The idea that there is – or will be, any time soon – a serious Chinese threat to American technological leadership in semiconductors is an illusion.

Why then is there so much alarmism on this subject?

A lot of it is due to the fact that so many analyses don’t use the right framework to understand competitive positioning.

Processors

In the most advanced processor categories – high-end CPUs (general purpose processors), GPUs (graphic processing units), and FPGA’s (field programmable gate arrays) – the U.S. share is nearly 100%.

China has less than a 1% share in these high-value product segments.

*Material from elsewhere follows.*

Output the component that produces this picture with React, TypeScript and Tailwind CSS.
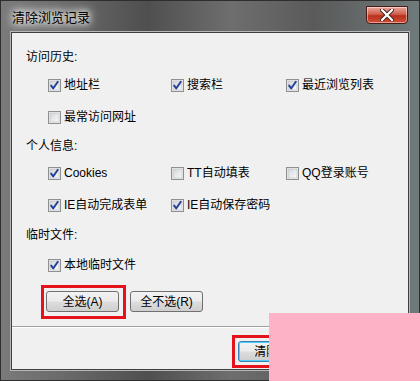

But for China, it’s really even worse. It is not just the small size of China’s market share. The quality of China’s share is also low. In the CPU product segment –
  • “Chinese CPUs have few civilian customers, reflecting their lack of competitiveness on the open market. China’s large businesses depend on imports for 95 percent of the CPUs they consume. The country remains especially weak on CPUs with the x86 architecture.”
And in the GPU segment – seen as especially important for emerging artificial intelligence and machine learning technologies – the picture is bleak
  • “The United States monopolizes the design market for GPUs. Two U.S. firms, Nvidia and AMD, dominate the market. Intel is also developing a discrete GPU. China’s only significant GPU firm is Jingjia Micro, selling largely to military customers. However, its sales totaled only $36 million in 2019, and its GPUs are produced at the substandard 28 nm node.”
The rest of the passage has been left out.